Snowboarding...Lesson 1

So I went to Wachusett today and I purchased the 3 lesson package...I had an absolute BLAST! I'm definitely more into snowboarding! I did ski one time and I didn't fall, but it wasn't very fun. I had the lesson and I practiced a little...I'm definitely going back tomorrow. So far, I'm not too sore...but we'll see what happens tomorrow morning when I wake up. My shoulder is a bit sore...I landed on it pretty hard.

The instructor said that I was 300% better at the end of the lesson...so, there we go...my balance totally sucks. I basically fell every single time. When I went to practice I took the "Magic carpet" up and sort of tumbled/snowboarded down :-p

I did find that I really like the snowboard boots that had the button in the front and you push it in and twist it to tighten it. I'm buying those next season!

Snowboarders are super nice! I met a ton of really nice people there and they said I was doing really well for my first time...but I'm sure they were just being nice.

And yes...I fell a lot...pretty much every time. I have no problem maintaining my balance going down...it's the slowing down and stopping that I'm not very good at yet.

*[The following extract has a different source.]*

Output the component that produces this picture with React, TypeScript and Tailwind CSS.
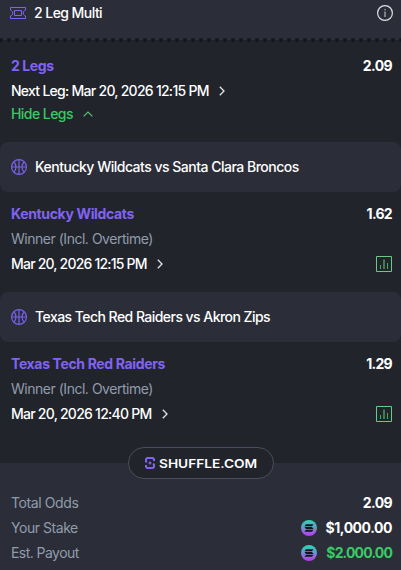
import React from "react";

const TicketIcon = () => (
  <svg width="16" height="12" viewBox="0 0 16 12" fill="none" stroke="#8063f5" className="shrink-0">
    <path d="M.5.5h15v2.6c-1.700.5-2.200 1.500-2.200 2.900s.5 2.400 2.200 2.900v2.600H.5V8.900c1.700-.5 2.200-1.500 2.200-2.900S2.200 3.600.5 3.100z" />
    <path d="M4.500 3.500h7v5h-7z" />
  </svg>
);

const InfoIcon = () => (
  <svg width="16" height="16" viewBox="0 0 16 16" fill="none" stroke="#dfe1e6" className="shrink-0">
    <circle cx="8" cy="8" r="7.4" strokeWidth="1.200" />
    <path d="M8 6.500V12M8 4v1.300" strokeWidth="1.300" stroke="#a9acb3" />
  </svg>
);

const BallIcon = () => (
  <svg width="16" height="16" viewBox="0 0 16 16" fill="none" stroke="#7a60ea" strokeWidth="1.200" className="shrink-0">
    <circle cx="8" cy="8" r="7.400" />
    <path d="M8 .5v15M.5 8h15M2.700 2.800c3.100 2.800 3.100 7.600 0 10.400M13.300 2.800c-3.100 2.800-3.100 7.600 0 10.400" />
  </svg>
);

const ChartIcon = () => (
  <svg width="16" height="16" viewBox="0 0 16 16" fill="none" className="shrink-0">
    <path d="M.5.5h15v15H.5z" stroke="#69cb7e" />
    <path d="M4.500 9v4M11.500 7v6" stroke="#56a068" />
    <path d="M8 3.500V13" stroke="#3f7c50" strokeWidth="2" />
  </svg>
);

const ChevronRight = () => (
  <svg width="6" height="10" viewBox="0 0 6 10" fill="none" stroke="#e4e5e8" strokeWidth="1.300" className="shrink-0">
    <path d="M.8.8 5 5 .8 9.200" />
  </svg>
);

const ChevronUp = () => (
  <svg width="10" height="6" viewBox="0 0 10 6" fill="none" stroke="#5fbd76" strokeWidth="1.200" className="shrink-0">
    <path d="M.6 5.400 5 1l4.400 4.400" />
  </svg>
);

const SolanaIcon = ({ id }: { id: string }) => (
  <svg width="16" height="16" viewBox="0 0 16 16" className="shrink-0">
    <defs>
      <linearGradient id={id} x1="0" y1="0" x2="0" y2="1">
        <stop offset="0" stopColor="#1ee0b0" />
        <stop offset=".5" stopColor="#6f8fd0" />
        <stop offset="1" stopColor="#c333f2" />
      </linearGradient>
    </defs>
    <circle cx="8" cy="8" r="8" fill={`url(#${id})`} />
    <path d="M5 4.300h7.500L11 6.200H3.500zM3.500 7h7.500l1.500 1.900H5zM5 9.800h7.500L11 11.700H3.500z" fill="#14141f" />
  </svg>
);

const ShuffleLogo = () => (
  <svg width="10" height="12" viewBox="0 0 10 12" fill="none" stroke="#8063f5" strokeWidth="2" className="shrink-0">
    <path d="M9 4V2.200L7.800 1H2.200L1 2.200v2.300l1 .8M1 8v1.800L2.200 11h5.600L9 9.800V7.500l-1-.8" />
    <path d="m5 3.800.7 1.500 1.500.7-1.500.7L5 8.200l-.7-1.500L2.800 6l1.500-.7z" fill="#8063f5" stroke="none" />
  </svg>
);

const legs = [
  {
    match: "Kentucky Wildcats vs Santa Clara Broncos",
    matchClass: "tracking-[-0.5px]",
    team: "Kentucky Wildcats",
    odds: "1.62",
    date: "Mar 20, 2026 12:15 PM",
    dateClass: "tracking-[-0.8px]",
  },
  {
    match: "Texas Tech Red Raiders vs Akron Zips",
    matchClass: "tracking-[-0.54px]",
    team: "Texas Tech Red Raiders",
    odds: "1.29",
    date: "Mar 20, 2026 12:40 PM",
    dateClass: "tracking-[-0.75px]",
  },
];

const Leg = ({ leg }: { leg: (typeof legs)[number] }) => (
  <section className="h-[150px]">
    <div className="flex h-[50px] items-center gap-2 rounded-lg bg-[#2b2e38] pl-[11px]">
      <BallIcon />
      <span className={`pb-0.5 font-medium ${leg.matchClass}`}>{leg.match}</span>
    </div>
    <div className="pt-[9px] pr-[9px] pl-[11px] leading-[25px]">
      <div className="flex justify-between font-bold">
        <span className="tracking-[-0.35px] text-[#8063f5]">{leg.team}</span>
        <span className="tracking-[-0.7px]">{leg.odds}</span>
      </div>
      <p className="tracking-[-0.48px] text-[#919cab]">Winner (Incl. Overtime)</p>
      <div className="flex items-center justify-between">
        <div className="flex items-center gap-[10px]">
          <span className={`font-medium ${leg.dateClass}`}>{leg.date}</span>
          <ChevronRight />
        </div>
        <ChartIcon />
      </div>
    </div>
  </section>
);

const App = () => {
  return (
    <main className="h-[570px] w-[401px] overflow-hidden bg-[#21242b] font-['Inter',sans-serif] text-[14px] whitespace-nowrap text-white">
      <header className="flex h-[38px] items-center justify-between bg-[#2b2e38] pr-2 pb-3 pl-[10px]">
        <div className="flex items-center gap-2">
          <TicketIcon />
          <span className="pb-0.5 font-medium tracking-[-0.55px]">2 Leg Multi</span>
        </div>
        <InfoIcon />
      </header>
      <svg width="401" height="4" className="block bg-[#2b2e38]">
        <path d="M0 2h401v2H0z" fill="#21242b" />
        <path d="M1 2h408" stroke="#14161a" strokeWidth="4" strokeLinecap="round" strokeDasharray="0 8" />
      </svg>

      <section className="h-[100px] pt-[11px] pr-[9px] pl-[11px]">
        <div className="flex justify-between leading-[25px] font-bold">
          <span className="tracking-[-0.4px] text-[#8063f5]">2 Legs</span>
          <span className="tracking-[-0.6px]">2.09</span>
        </div>
        <div className="flex items-center gap-[10px] leading-[25px]">
          <span className="font-medium tracking-[-0.73px]">Next Leg: Mar 20, 2026 12:15 PM</span>
          <ChevronRight />
        </div>
        <div className="flex items-center gap-[10px] leading-[22px] text-[#38cb65]">
          <span className="font-medium tracking-[-0.55px]">Hide Legs</span>
          <ChevronUp />
        </div>
      </section>

      {legs.map((leg) => (
        <Leg key={leg.match} leg={leg} />
      ))}

      <footer className="relative mt-[21px] h-[107px] bg-[#2b2e38] pt-[27px] pr-[9px] pl-[11px] leading-[25px]">
        <div className="absolute -top-4 left-[128px] flex h-8 w-[146px] items-center gap-1 rounded-full border border-[#4b4e5b] bg-[#21242b] pl-4">
          <ShuffleLogo />
          <span className="origin-left scale-x-[1.14] text-[12px] font-semibold">SHUFFLE.COM</span>
        </div>
        <div className="flex justify-between">
          <span className="tracking-[-0.4px] text-[#919cab]">Total Odds</span>
          <span className="font-bold tracking-[-0.6px]">2.09</span>
        </div>
        <div className="flex justify-between">
          <span className="tracking-[-0.45px] text-[#919cab]">Your Stake</span>
          <div className="flex items-center gap-[9px]">
            <SolanaIcon id="stake" />
            <span className="font-bold tracking-[-0.45px]">$1,000.00</span>
          </div>
        </div>
        <div className="flex justify-between">
          <span className="tracking-[-0.55px] text-[#919cab]">Est. Payout</span>
          <div className="flex items-center gap-[9px]">
            <SolanaIcon id="payout" />
            <span className="font-bold tracking-[-0.85px] text-[#38cb65]">$2.000.00</span>
          </div>
        </div>
      </footer>
    </main>
  );
};

export default App;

I basically have no control.

I'm definitely going to try and go as frequently as possible to get better. It was so funny because when I got to the mountain and saw two of the more complex runs I thought to myself, "There's no way in hell I will ever get on those runs." and as I was leaving it changed to, "I can't wait until I'm better to go on those runs!"

Oh man what a rush going down though...Carving the ice is the most satisfying thing...the sound that it makes and watching it is awesome! I can't wait until tomorrow!